The Australian government was headed by Senator Jocelyn Newman as the Minister Assisting the Prime Minister on the Status of Women and Penny Wensley, the Australian Ambassador to the United Nations in New York as the deputy head. Other government delegates included the new head of the Office of the Status of Women, Ms Rosemary Calder.

However, the Australian government delegation also included a range of non-government members that created a successful mix of diverse views and expertise. Susan Halliday, the Sex Discrimination Commissioner and myself accompanied the delegation as independent advisers from the Human Rights and Equal Opportunity Commission. In addition, representatives from three non-government organisations (NGOs), Soroptimists International, Australian Federation of Business and Professional Women and the YWCA, were on the delegation. The presence of these non-government members ensured that the discussions in the NGO forums successfully flowed into the government delegation. Regular meetings with Australian NGOs not on the delegation also facilitated this information flow.

As an independent adviser to the Australian government delegation, my own impressions of the gathering were mixed. There is no doubt that processes were chaotic, under-resourced and poorly planned. Negotiations on the final outcomes document went well into the early hours of the morning, every day. On the last day, negotiations went until 5 am. A weary but colourful tribe of delegates poured out of the UN building as the sun rose and clambered into bed for a few hours of sleep before a specially convened General Assembly adopted the document.

The final outcomes document that was adopted was unfortunately a watered down version of the more ambitious document that had been collated at the Preparatory Committee negotiations in March 2000. Open collaboration between the Vatican, which had full negotiation rights, and the more fundamentalist countries such as Algeria, Pakistan and Egypt, brought a strong barrier to the inclusion of key issues for women in the document. References to the decriminalisation of homosexuality were lost, as were references to safe abortion, access to education for women and girls and a strengthened role of NGOs in domestic human rights.

The developed countries carried their own agenda. Together they blocked language relating to increased labour standards for women, particularly in relation to casualisation. Any commitment that required monetary spending was prefaced with words ensuring that no real obligation existed.
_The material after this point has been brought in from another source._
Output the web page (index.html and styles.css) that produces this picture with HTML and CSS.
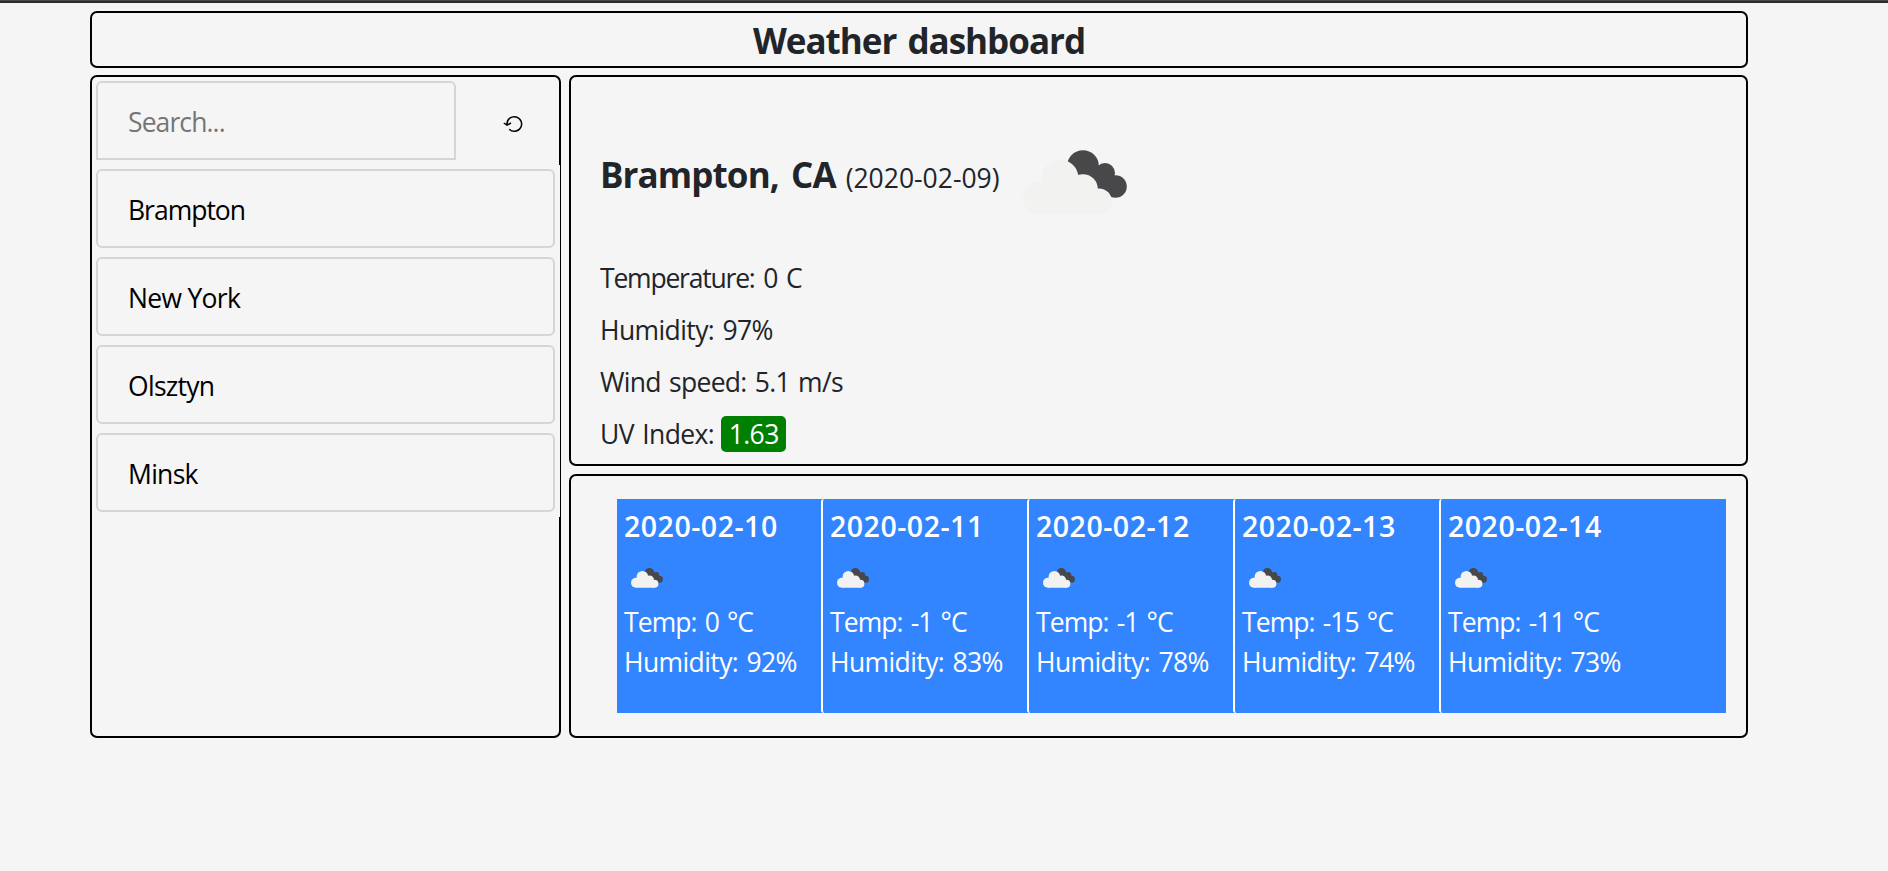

However, despite these setbacks, the Beijing Plus Five meeting was an important process for reviewing international standards for women, exposing deficiencies and working towards improvements. In a sense, these review processes facilitate a battlefield where governments and non-governmental organisations can come together and fight it out every five years.

As an essentially government-driven and government- focused process, inadequacies in the system should reflect partly on the UN, but largely on governments. A lack of commitment by governments on women’s rights was clearly indicated at the meeting. Small and under-resourced delegations, chronic lateness in starting negotiations and blatant obstructionist tactics, merely demonstrate how little women matter in the world. Governments should not use Beijing Plus Five to generate another catch-cry of desperate UN reform. Instead, they should look inward, red-faced and disappointed, at a misused opportunity to advance the rights of women around the world.


[*] Sabina Lauber is a lawyer working at the Human Rights and Equal Opportunity Commission.